Chinese automaker Great Wall Motors announced its leading SUV brand, Haval, is joining the new energy vehicle market as the segment ushers in explosive growth domestically.

Haval throws its weight behind electric future

Haval is aiming for 80 percent of its sales to be NEVs by 2025 and will officially halt the sales of fuel-powered vehicles by 2030, the brand said at its new energy strategy conference held in Beijing last week. Haval is the second domestic brand to make such pledges after BYD stopped production and sales of fuel vehicles in March. Great Wall’s self-developed Lemon Dedicated Hybrid Transmission platform will play the main role in driving Haval’s new energy transformation.
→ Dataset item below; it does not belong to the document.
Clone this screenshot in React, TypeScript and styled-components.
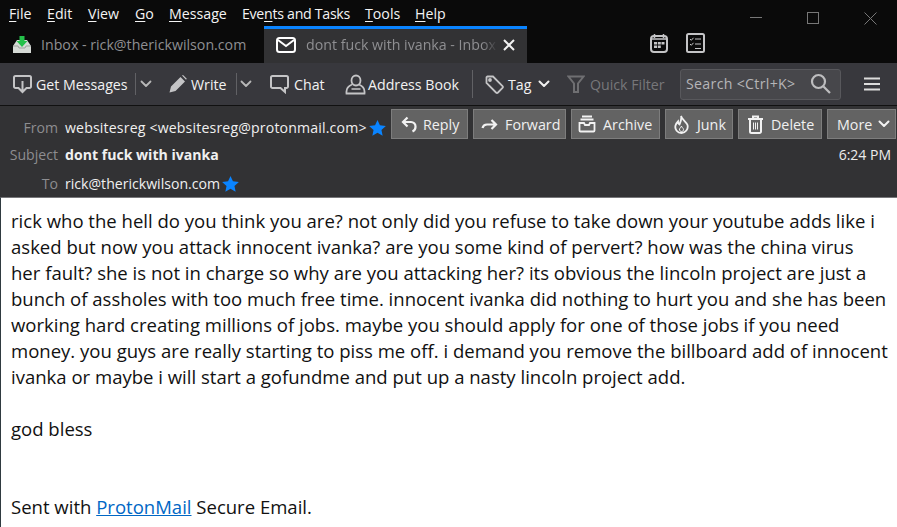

The platform, launched in 2020, is based on a hybrid system and can realize two power setups of a hybrid electric vehicle and a plugin hybrid electric vehicle with three different sets of powertrains. Haval launched the third-generation H6 DHT and started presales of DHT-PHEV variants at the conference on Aug 22, as the brand’s first models in the NEV market. The best-selling SUV of Haval, the H6, has sold 3.8 million units over the past 11 years. It used to be the best-seller in the internal combustion SUV segment for years. But with a higher proportion of NEVs being sold and a rise in oil prices, sales of the H6 showed a downward trend.
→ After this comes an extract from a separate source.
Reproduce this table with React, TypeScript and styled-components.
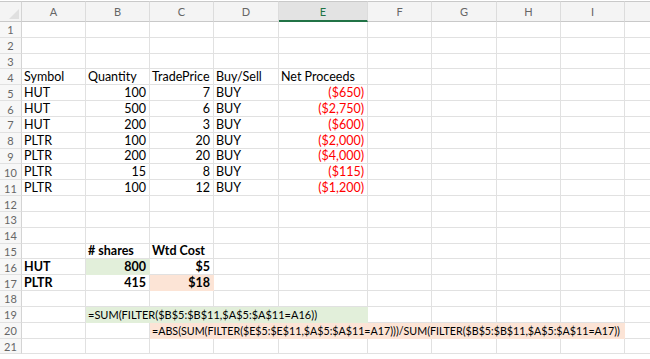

From January to July, the Haval H6 sold 147,870 units, ranking second among all SUVs sold in China, according to data released by the China Passenger Car Association earlier this month. That’s a 30.7 percent decrease compared with same period of 2021. An industry analyst said that Great Wall Motor is seen as being slow to transition at a time when China’s NEV industry is growing rapidly while sales of its best-selling Haval brand have shown weakness. Great Wall Motors is aware of the situation too. The president of Great Wall Motors Mu Feng said Haval’s transformation shows that Great Wall Motors’ new energy strategy has been launched. The carmaker has focused on hybrid, pure electric and hydrogen technologies to develop NEV products. In 2021, the carmaker invested around 10 billion yuan ($1.46 billion) on research and development. The investment will reach 100 billion yuan by 2025. The carmaker also said it will establish a company to serve Haval’s NEV business.